[Interface markup and scripts]
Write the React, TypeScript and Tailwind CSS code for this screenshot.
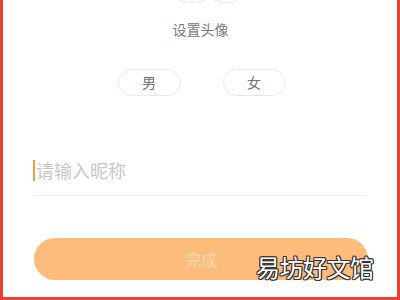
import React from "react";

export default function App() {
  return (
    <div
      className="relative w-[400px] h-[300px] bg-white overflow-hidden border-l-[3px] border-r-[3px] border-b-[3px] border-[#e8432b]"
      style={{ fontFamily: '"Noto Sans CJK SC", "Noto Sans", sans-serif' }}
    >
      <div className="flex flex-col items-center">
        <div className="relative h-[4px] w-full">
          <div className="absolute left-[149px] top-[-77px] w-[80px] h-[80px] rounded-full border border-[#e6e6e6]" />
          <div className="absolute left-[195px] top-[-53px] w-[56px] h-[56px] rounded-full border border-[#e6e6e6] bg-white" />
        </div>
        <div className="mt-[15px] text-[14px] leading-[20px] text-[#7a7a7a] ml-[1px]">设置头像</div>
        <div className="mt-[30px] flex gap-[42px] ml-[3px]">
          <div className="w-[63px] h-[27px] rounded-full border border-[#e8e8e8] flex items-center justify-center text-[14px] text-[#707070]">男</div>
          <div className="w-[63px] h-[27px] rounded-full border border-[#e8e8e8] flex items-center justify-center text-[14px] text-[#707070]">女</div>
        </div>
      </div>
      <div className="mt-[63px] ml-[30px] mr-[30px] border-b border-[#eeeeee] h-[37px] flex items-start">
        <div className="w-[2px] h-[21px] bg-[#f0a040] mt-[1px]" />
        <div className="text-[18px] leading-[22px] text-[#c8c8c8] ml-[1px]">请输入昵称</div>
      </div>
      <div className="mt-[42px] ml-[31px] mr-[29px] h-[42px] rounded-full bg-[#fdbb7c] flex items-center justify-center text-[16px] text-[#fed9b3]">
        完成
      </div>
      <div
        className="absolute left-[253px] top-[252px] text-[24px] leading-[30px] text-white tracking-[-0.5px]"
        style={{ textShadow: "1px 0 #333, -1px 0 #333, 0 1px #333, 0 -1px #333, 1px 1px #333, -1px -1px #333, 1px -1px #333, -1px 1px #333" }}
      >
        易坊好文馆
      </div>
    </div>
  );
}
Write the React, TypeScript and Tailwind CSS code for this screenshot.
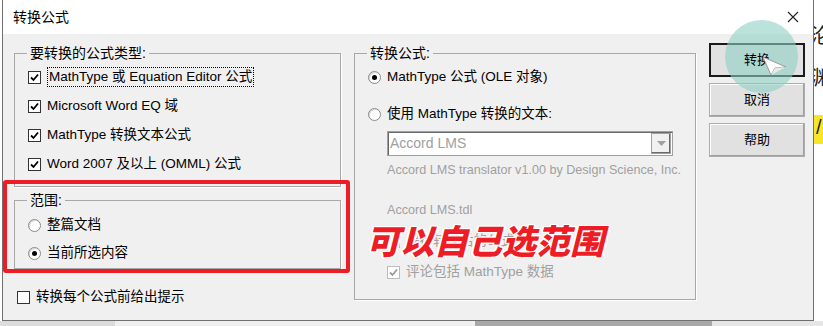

EXERCISE DIRECTIONS
Give every record again exactly, apart from the pictures, which stay out.

ANSWER IN FULL
Write the React, TypeScript and Tailwind CSS code for this screenshot.
import React from "react";

export default function App() {
  return (
    <div
      className="relative w-[400px] h-[300px] bg-white overflow-hidden border-l-[3px] border-r-[3px] border-b-[3px] border-[#e8432b]"
      style={{ fontFamily: '"Noto Sans CJK SC", "Noto Sans", sans-serif' }}
    >
      <div className="flex flex-col items-center">
        <div className="relative h-[4px] w-full">
          <div className="absolute left-[149px] top-[-77px] w-[80px] h-[80px] rounded-full border border-[#e6e6e6]" />
          <div className="absolute left-[195px] top-[-53px] w-[56px] h-[56px] rounded-full border border-[#e6e6e6] bg-white" />
        </div>
        <div className="mt-[15px] text-[14px] leading-[20px] text-[#7a7a7a] ml-[1px]">设置头像</div>
        <div className="mt-[30px] flex gap-[42px] ml-[3px]">
          <div className="w-[63px] h-[27px] rounded-full border border-[#e8e8e8] flex items-center justify-center text-[14px] text-[#707070]">男</div>
          <div className="w-[63px] h-[27px] rounded-full border border-[#e8e8e8] flex items-center justify-center text-[14px] text-[#707070]">女</div>
        </div>
      </div>
      <div className="mt-[63px] ml-[30px] mr-[30px] border-b border-[#eeeeee] h-[37px] flex items-start">
        <div className="w-[2px] h-[21px] bg-[#f0a040] mt-[1px]" />
        <div className="text-[18px] leading-[22px] text-[#c8c8c8] ml-[1px]">请输入昵称</div>
      </div>
      <div className="mt-[42px] ml-[31px] mr-[29px] h-[42px] rounded-full bg-[#fdbb7c] flex items-center justify-center text-[16px] text-[#fed9b3]">
        完成
      </div>
      <div
        className="absolute left-[253px] top-[252px] text-[24px] leading-[30px] text-white tracking-[-0.5px]"
        style={{ textShadow: "1px 0 #333, -1px 0 #333, 0 1px #333, 0 -1px #333, 1px 1px #333, -1px -1px #333, 1px -1px #333, -1px 1px #333" }}
      >
        易坊好文馆
      </div>
    </div>
  );
}
Write the React, TypeScript and Tailwind CSS code for this screenshot.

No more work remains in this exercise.